Закончив речь, кардинал запел Veni Creator («Гряди, Создатель»). Все подхватили гимн и опустились на колени; остались стоять только Власьев и королева Анна, лютеранка. Затем Мацеиовский прочитал Марине псалом: «Слыши, дщерь, и виждь, и преклони ухо твое и забудь дом отца твоего». По окончании чтения он произнес напутствие жениху и невесте, сравнив Власьева с Авраамом, который послал раба в чужую землю за невестой своего сына Исаака – Ревеккой.
Не обошлось и без курьезов. Когда кардинал спросил Власьева, не обещался ли царь прежде кому-нибудь, посол ответил:
– А я почем знаю! Он мне этого не говорил…
Поляки не могли сдержать улыбок. Мацеиовский объяснил Власьеву, что это обрядовый вопрос, на который следует дать определенный ответ. Посол простодушно заметил:
– Когда б кому обещал, так бы меня сюда не слал!
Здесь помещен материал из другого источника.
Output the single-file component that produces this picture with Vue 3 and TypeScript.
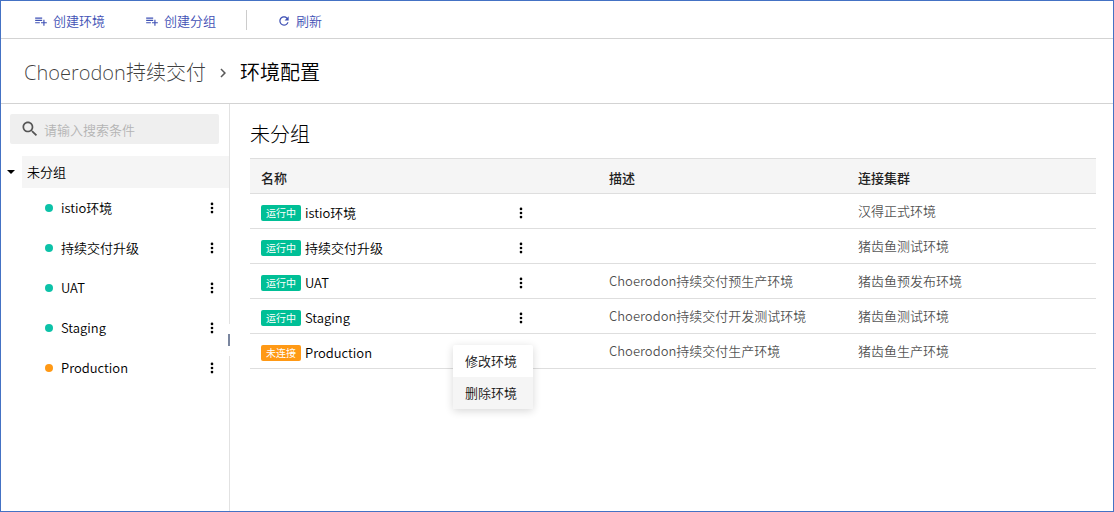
<script setup lang="ts">
import { ref } from 'vue'

type Status = 'running' | 'disconnected'

interface Environment {
  id: number
  name: string
  status: Status
  description: string
  cluster: string
}

const statusText: Record<Status, string> = {
  running: '运行中',
  disconnected: '未连接',
}

const environments: Environment[] = [
  { id: 1, name: 'istio环境', status: 'running', description: '', cluster: '汉得正式环境' },
  { id: 2, name: '持续交付升级', status: 'running', description: '', cluster: '猪齿鱼测试环境' },
  { id: 3, name: 'UAT', status: 'running', description: 'Choerodon持续交付预生产环境', cluster: '猪齿鱼预发布环境' },
  { id: 4, name: 'Staging', status: 'running', description: 'Choerodon持续交付开发测试环境', cluster: '猪齿鱼测试环境' },
  { id: 5, name: 'Production', status: 'disconnected', description: 'Choerodon持续交付生产环境', cluster: '猪齿鱼生产环境' },
]

const keyword = ref('')
const expanded = ref(true)
const openMenu = ref<number | null>(4)

function toggleMenu(id: number) {
  openMenu.value = openMenu.value === id ? null : id
}
</script>

<template>
  <div class="shell">
    <div class="toolbar" role="toolbar">
      <button type="button" class="tool">
        <svg class="tool-icon" viewBox="0 0 24 24"><path d="M14 10H2v2h12v-2zm0-4H2v2h12V6zm4 8v-4h-2v4h-4v2h4v4h2v-4h4v-2h-4zM2 16h8v-2H2v2z" /></svg>
        创建环境
      </button>
      <button type="button" class="tool second">
        <svg class="tool-icon" viewBox="0 0 24 24"><path d="M14 10H2v2h12v-2zm0-4H2v2h12V6zm4 8v-4h-2v4h-4v2h4v4h2v-4h4v-2h-4zM2 16h8v-2H2v2z" /></svg>
        创建分组
      </button>
      <span class="divider"></span>
      <button type="button" class="tool">
        <svg class="tool-icon" viewBox="0 0 24 24"><path d="M17.65 6.35C16.2 4.9 14.21 4 12 4c-4.42 0-7.99 3.58-7.99 8s3.57 8 7.99 8c3.73 0 6.84-2.55 7.73-6h-2.08c-.82 2.33-3.04 4-5.65 4-3.31 0-6-2.69-6-6s2.69-6 6-6c1.66 0 3.14.69 4.22 1.78L13 11h7V4l-2.35 2.35z" /></svg>
        刷新
      </button>
    </div>

    <nav class="breadcrumb">
      <a href="#" class="crumb">Choerodon持续交付</a>
      <svg class="chevron" viewBox="0 0 24 24"><path d="M10 6L8.59 7.41 13.17 12l-4.58 4.59L10 18l6-6z" /></svg>
      <span class="current">环境配置</span>
    </nav>

    <div class="body">
      <aside class="sidebar">
        <label class="search">
          <svg class="search-icon" viewBox="0 0 24 24"><path d="M15.5 14h-.79l-.28-.27C15.41 12.59 16 11.11 16 9.5 16 5.91 13.09 3 9.5 3S3 5.91 3 9.5 5.91 16 9.5 16c1.61 0 3.09-.59 4.23-1.57l.27.28v.79l5 4.99L20.49 19l-4.99-5zm-6 0C7.01 14 5 11.99 5 9.5S7.01 5 9.5 5 14 7.01 14 9.5 11.99 14 9.5 14z" /></svg>
          <input v-model="keyword" type="text" placeholder="请输入搜索条件" aria-label="请输入搜索条件" />
        </label>
        <div class="group">
          <button type="button" class="caret" aria-label="未分组" :aria-expanded="expanded" @click="expanded = !expanded">
            <svg viewBox="0 0 8 4"><path d="M0 0h8L4 4z" /></svg>
          </button>
          <span class="group-name">未分组</span>
        </div>
        <ul v-if="expanded" class="tree">
          <li v-for="env in environments" :key="env.id" class="node">
            <span class="dot" :class="env.status"></span>
            <span class="node-name">{{ env.name }}</span>
            <button type="button" class="more" :aria-label="env.name">
              <svg viewBox="0 0 24 24"><circle cx="12" cy="5" r="2.3" /><circle cx="12" cy="12" r="2.3" /><circle cx="12" cy="19" r="2.3" /></svg>
            </button>
          </li>
        </ul>
        <span class="resizer"></span>
      </aside>

      <main class="content">
        <h2>未分组</h2>
        <table>
          <colgroup>
            <col />
            <col class="col-side" />
            <col class="col-side" />
          </colgroup>
          <thead>
            <tr>
              <th scope="col">名称</th>
              <th scope="col">描述</th>
              <th scope="col">连接集群</th>
            </tr>
          </thead>
          <tbody>
            <tr v-for="env in environments" :key="env.id">
              <td class="name-cell">
                <div class="name-wrap">
                  <span class="badge" :class="env.status">{{ statusText[env.status] }}</span>
                  <span class="env-name">{{ env.name }}</span>
                  <div class="action">
                    <button v-if="env.id !== 5" type="button" class="more" :aria-label="env.name" @click="toggleMenu(env.id)">
                      <svg viewBox="0 0 24 24"><circle cx="12" cy="5" r="2.3" /><circle cx="12" cy="12" r="2.3" /><circle cx="12" cy="19" r="2.3" /></svg>
                    </button>
                    <div v-if="openMenu === env.id" class="menu" role="menu">
                      <button type="button" role="menuitem">修改环境</button>
                      <button type="button" role="menuitem" class="active">删除环境</button>
                    </div>
                  </div>
                </div>
              </td>
              <td>{{ env.description }}</td>
              <td>{{ env.cluster }}</td>
            </tr>
          </tbody>
        </table>
      </main>
    </div>
  </div>
</template>

<style>
body {
  margin: 0;
}
</style>

<style scoped>
.shell {
  box-sizing: border-box;
  min-height: 100vh;
  display: flex;
  flex-direction: column;
  border: 1px solid #4472c4;
  background: #fff;
  color: #000;
  font-family: "Noto Sans CJK SC", sans-serif;
  font-size: 13px;
  font-weight: 350;
  line-height: 20px;
}

button {
  padding: 0;
  border: 0;
  background: none;
  color: inherit;
  font: inherit;
  cursor: pointer;
}

svg {
  display: block;
  fill: currentColor;
}

.toolbar {
  display: flex;
  align-items: center;
  height: 37px;
  padding-left: 33px;
  border-bottom: 1px solid #d3d3d3;
}

.tool {
  display: flex;
  align-items: center;
  gap: 5px;
  padding-top: 2px;
  color: #3f51b5;
}

.tool.second {
  margin-left: 40px;
}

.tool-icon {
  width: 14px;
  height: 14px;
}

.divider {
  width: 1px;
  height: 20px;
  margin: 0 30px;
  background: #ccc;
}

.breadcrumb {
  box-sizing: border-box;
  display: flex;
  align-items: center;
  height: 65px;
  padding: 3px 0 0 23px;
  border-bottom: 1px solid #d3d3d3;
  font-family: "Open Sans", "Noto Sans CJK SC", sans-serif;
  font-size: 20px;
  line-height: 28px;
}

.crumb {
  color: rgba(0, 0, 0, 0.75);
  font-weight: 300;
  text-decoration: none;
}

.chevron {
  width: 18px;
  height: 18px;
  margin: 0 8px;
  color: rgba(0, 0, 0, 0.65);
}

.body {
  flex: 1;
  display: flex;
}

.sidebar {
  position: relative;
  box-sizing: border-box;
  flex: none;
  width: 229px;
  padding-top: 10px;
  border-right: 1px solid #e2e2e2;
}

.search {
  display: flex;
  align-items: center;
  height: 30px;
  margin: 0 10px 12px 9px;
  padding-left: 10px;
  border-radius: 2px;
  background: #efefef;
}

.search-icon {
  flex: none;
  width: 20px;
  height: 20px;
  color: #555;
}

.search input {
  flex: 1;
  min-width: 0;
  margin-left: 4px;
  padding: 2px 0 0;
  border: 0;
  outline: 0;
  background: none;
  font: inherit;
}

.search input::placeholder {
  color: #b4b4b4;
  opacity: 1;
}

.group {
  display: flex;
  height: 32px;
}

.caret {
  box-sizing: border-box;
  flex: none;
  width: 21px;
  padding-right: 1px;
  display: flex;
  align-items: center;
  justify-content: center;
}

.caret svg {
  width: 8px;
  height: 4px;
}

.group-name {
  flex: 1;
  padding: 6px 5px;
  background: #f5f5f5;
}

.tree {
  margin: 0;
  padding: 0;
  list-style: none;
}

.node {
  display: flex;
  align-items: center;
  height: 40px;
  padding: 0 5px 0 44px;
}

.dot {
  width: 8px;
  height: 8px;
  margin-right: 8px;
  border-radius: 50%;
}

.dot.running {
  background: #0cc2a8;
}

.dot.disconnected {
  background: #ff9915;
}

.node-name {
  flex: 1;
}

.more {
  display: flex;
  align-items: center;
  justify-content: center;
  width: 24px;
  height: 24px;
}

.more svg {
  width: 14px;
  height: 14px;
}

.resizer {
  position: absolute;
  top: 220px;
  right: -1px;
  box-sizing: border-box;
  width: 2px;
  height: 32px;
  border: solid #fff;
  border-width: 10px 0;
  background: #7a869f;
}

.content {
  flex: 1;
  min-width: 0;
  padding: 16px 17px 20px 20px;
}

h2 {
  margin: 0 0 10px;
  font-size: 20px;
  font-weight: 300;
  line-height: 28px;
  color: #000;
}

table {
  width: 100%;
  table-layout: fixed;
  border-collapse: separate;
  border-spacing: 0;
  border-top: 1px solid #dedede;
}

.col-side {
  width: 249px;
}

th,
td {
  box-sizing: border-box;
  height: 35px;
  padding: 0 11px;
  border-bottom: 1px solid #dedede;
  text-align: left;
  color: rgba(0, 0, 0, 0.7);
}

th {
  padding-top: 4px;
  background: #f5f5f5;
  color: #222;
  font-weight: 500;
}

.name-cell {
  padding: 4px 65px 0 11px;
  color: #000;
}

.name-wrap {
  display: flex;
  align-items: center;
}

.badge {
  box-sizing: border-box;
  width: 40px;
  height: 16px;
  margin-right: 4px;
  border-radius: 2px;
  color: #fff;
  font-size: 10px;
  font-weight: 400;
  line-height: 16px;
  text-align: center;
}

.badge.running {
  background: #00bf96;
}

.badge.disconnected {
  background: #ff9915;
}

.env-name {
  flex: 1;
}

.action {
  position: relative;
}

.menu {
  position: absolute;
  top: 39px;
  right: 0;
  z-index: 1;
  width: 80px;
  overflow: hidden;
  border-radius: 2px;
  background: #fff;
  box-shadow: 0 2px 8px rgba(0, 0, 0, 0.16);
}

.menu button {
  display: block;
  width: 100%;
  height: 32px;
  padding: 0 12px;
  text-align: left;
  white-space: nowrap;
  color: #111;
}

.menu .active {
  background: #f5f5f5;
}
</style>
Но, рассмешив поляков, Власьев тут же и удивил их своим превосходным знанием латыни. Когда, следуя обряду, кардинал обратился к нему: «Говори за мной!» – и начал читать латинский текст, посол легко и без ошибок повторил за ним прочитанное.
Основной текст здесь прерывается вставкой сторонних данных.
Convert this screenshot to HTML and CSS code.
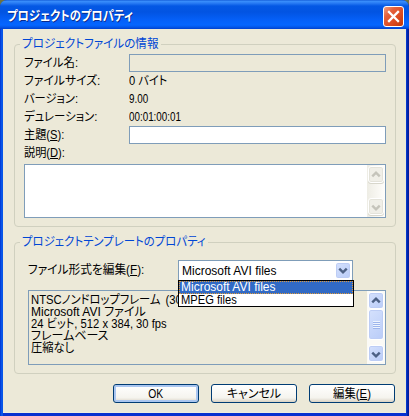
FILE: index.html
```html
<!DOCTYPE html>
<html lang="ja">
<head>
<meta charset="utf-8">
<title>プロジェクトのプロパティ</title>
<link rel="stylesheet" href="styles.css">
</head>
<body>
<div class="window">
  <header class="titlebar">
    <span class="t title">プロジェクトのプロパティ</span>
    <button class="close"><svg width="19" height="19" viewBox="0 0 19 19"><path d="M5 5l9 9M14 5l-9 9" stroke="#fff" stroke-width="2.3" stroke-linecap="square"/></svg></button>
  </header>
  <main class="body">
    <section class="group info">
      <h2 class="legend"><span class="t lg1">プロジェクトファイルの情報</span></h2>
      <div class="row"><span class="label"><span class="t l1">ファイル名:</span></span><div class="field disabled"></div></div>
      <div class="row"><span class="label"><span class="t l2">ファイルサイズ:</span></span><span class="t v1">0 バイト</span></div>
      <div class="row"><span class="label"><span class="t l3">バージョン:</span></span><span class="t v2">9.00</span></div>
      <div class="row"><span class="label"><span class="t l4">デュレーション:</span></span><span class="t v3">00:01:00:01</span></div>
      <div class="row"><span class="label"><span class="t l5">主題(<u>S</u>):</span></span><div class="field"></div></div>
      <div class="row"><span class="label"><span class="t l6">説明(<u>D</u>):</span></span></div>
      <div class="memo">
        <div class="scroll off">
          <span class="sb"><svg width="15" height="16" viewBox="0 0 15 16"><path d="M3.5 9.5l4-4 4 4"/></svg></span>
          <span class="sb"><svg width="15" height="16" viewBox="0 0 15 16"><path d="M3.5 6.5l4 4 4-4"/></svg></span>
        </div>
      </div>
    </section>
    <section class="group template">
      <h2 class="legend"><span class="t lg2">プロジェクトテンプレートのプロパティ</span></h2>
      <div class="format">
        <span class="fl"><span class="t l7">ファイル形式を編集(<u>F</u>):</span></span>
        <div class="combo">
          <span class="t en">Microsoft AVI files</span>
          <span class="sb"><svg width="15" height="17" viewBox="0 0 15 17"><path d="M3.5 6.5l4 4 4-4"/></svg></span>
          <div class="menu">
            <div class="opt sel"><span class="t en">Microsoft AVI files</span></div>
            <div class="opt"><span class="t mp">MPEG files</span></div>
          </div>
        </div>
      </div>
      <div class="list">
        <div class="lines">
          <div><span class="t n1">NTSCノンドロップフレーム (30</span></div>
          <div><span class="t n2">Microsoft AVI ファイル</span></div>
          <div><span class="t n3">24 ビット, 512 x 384, 30 fps</span></div>
          <div><span class="t n4">フレームベース</span></div>
          <div><span class="t n5">圧縮なし</span></div>
        </div>
        <div class="scroll">
          <span class="sb"><svg width="15" height="16" viewBox="0 0 15 16"><path d="M3.5 9.5l4-4 4 4"/></svg></span>
          <span class="sb thumb"><i></i></span>
          <span class="sb last"><svg width="15" height="16" viewBox="0 0 15 16"><path d="M3.5 6.5l4 4 4-4"/></svg></span>
        </div>
      </div>
    </section>
    <footer class="actions">
      <button class="btn default"><span class="t ok">OK</span></button>
      <button class="btn"><span class="t ca">キャンセル</span></button>
      <button class="btn"><span class="t ed">編集(<u>E</u>)</span></button>
    </footer>
  </main>
</div>
</body>
</html>
```
FILE: styles.css
```css
* { box-sizing: border-box; }
body {
  margin: 0; background: #6f7340; color: #000; overflow: hidden;
  font: 12px/18px "Liberation Sans", "Noto Sans CJK JP", sans-serif;
  font-feature-settings: "palt";
}
button { font: inherit; font-feature-settings: inherit; color: inherit; padding: 0; }
svg { display: block; fill: none; }
.t { display: inline-block; white-space: pre; transform-origin: 0 50%; }
.window {
  width: 409px; height: 416px; padding: 0 3px 3px; border-radius: 7px 7px 0 0;
  background: linear-gradient(90deg, #0025c8 0, #0855e8 1px, #0855e8 3px, transparent 3px, transparent 406px, #0540dd 406px, #001c9c 408px), #0831d0;
  display: flex; flex-direction: column; overflow: hidden;
}
.titlebar {
  height: 29px; margin: 0 -3px; padding: 3px 5px 0 7px; flex: none;
  display: flex; justify-content: space-between; align-items: center;
  background: linear-gradient(#0a50d0 0, #3c91fc 1px, #2a7df5 3px, #0458e4 6px, #0254e2 12px, #0560f8 20px, #0566ff 25px, #0458ea 27px, #0040cf 29px);
}
.title { font-size: 13px; font-weight: 700; color: #fff; text-shadow: 1px 1px 0 #0a2a8a; transform: scaleX(.87); }
.close {
  width: 21px; height: 21px; border: 1px solid #fff; border-radius: 3px;
  background: linear-gradient(135deg, #f0a080 0, #e4603c 30%, #dc4a20 65%, #c03808 100%);
}
.body { flex: 1; background: #ece9d8; padding: 15px 9px 0 11px; border-bottom: 1px solid #fff3; }
.group { position: relative; border: 1px solid #d0d0bf; border-radius: 4px; width: 382px; }
.info { height: 183px; padding: 9px 10px 0 9px; }
.template { height: 132px; margin-top: 15px; padding: 17px 10px 0 13px; }
.legend {
  position: absolute; top: -10px; left: 5px; margin: 0; padding: 0 2px;
  font: inherit; color: #0046d5; background: #ece9d8;
}
.lg1 { transform: scaleX(.965); margin-right: -4px; }
.lg2 { transform: scaleX(.95); margin-right: -9px; }
.l1, .l4 { transform: scaleX(.95); }
.l2 { transform: scaleX(.985); }
.l3 { transform: scaleX(.94); }
.l5, .l6, .v1 { transform: scaleX(.93); }
.v2, .v3 { transform: scaleX(.82); }
.l7 { transform: scaleX(.975); }
.mp { transform: scaleX(.93); }
.n1 { transform: scaleX(.94); word-spacing: 2px; }
.n3 { transform: scaleX(.935); }
.n5 { transform: scaleX(.94); }
.ok { transform: scaleX(.86); }
.ed { transform: scaleX(.95); }
.row { height: 18px; display: flex; align-items: center; }
.label { width: 105px; flex: none; }
.field { flex: none; width: 257px; height: 18px; border: 1px solid #7f9db9; background: #fff; }
.field.disabled { background: #ece9d8; }
.memo, .list { border: 1px solid #7f9db9; display: flex; justify-content: flex-end; }
.memo { margin-top: 2px; width: 362px; height: 54px; background: #fff; }
.scroll { width: 18px; padding: 1px 1px 2px; display: flex; flex-direction: column; background: #fbfaf6; }
.scroll.off { background: linear-gradient(90deg, #eeede5, #fffefb); justify-content: space-between; }
.sb {
  width: 16px; height: 17px; flex: none; border: 1px solid #fff; border-radius: 3px;
  background: linear-gradient(135deg, #d5e1fd, #b9ccf8); box-shadow: inset 0 0 0 1px #bdcdf5;
  display: flex; align-items: center; justify-content: center;
}
.sb path { stroke: #4d6185; stroke-width: 2.6; }
.off .sb { background: #f0efe8; box-shadow: inset 0 0 0 1px #e4e3da, 0 1px 0 #d8d7cc; }
.off .sb path { stroke: #c5c4bb; }
.format { display: flex; height: 19px; align-items: center; }
.fl { width: 150px; flex: none; }
.combo {
  position: relative; width: 175px; height: 21px; margin-top: 2px; border: 1px solid #7f9db9; background: #fff;
  padding: 0 1px 0 3px; display: flex; align-items: center; justify-content: space-between;
}
.menu {
  position: absolute; z-index: 2; left: -1px; top: 19px; width: 176px; height: 27px;
  border: 1px solid #000; background: #fff;
}
.opt { height: 12px; line-height: 12px; padding-left: 2px; }
.opt .t { display: block; }
.opt.sel { height: 13px; line-height: 13px; background: #316ac5; color: #fff; outline: 1px dotted #e09a3a; outline-offset: -1px; }
.list { margin-top: 11px; width: 358px; height: 75px; justify-content: space-between; }
.lines { padding: 3px 0 0 2px; line-height: 12px; }
.lines div { height: 12px; }
.thumb { height: 31px; }
.thumb i { width: 7px; height: 8px; background: repeating-linear-gradient(#eef4fe 0 1px, #9db5ec 1px 2px); }
.last { margin-top: auto; }
.actions { display: flex; gap: 12px; padding: 10px 0 0 99px; }
.btn {
  width: 86px; height: 19px; line-height: 16px; border: 1px solid #003c74; border-radius: 3px;
  background: linear-gradient(#fff, #f5f4ee 75%, #d9d2c4);
}
.btn .t { transform-origin: 50% 50%; }
.default { box-shadow: inset 0 0 0 2px #aac6f0; }
```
Не менее удивительным показалось поляком то почтение, с каким Власьев относился к особе царя и к Марине. При обмене обручальными кольцами посол достал из шкатулки перстень с алмазом величиной с вишню и передал его кардиналу, который надел его на палец Марины; однако он категорически отказался надеть себе на палец перстень, предназначавшийся для царя, и даже не осмелился коснуться его рукой, а, взяв его через платок, осторожно положил в шкатулку. Точно так же он не посмел дотронуться до Марины, когда по обряду им должны были связать руки, и обмотал свою руку платком.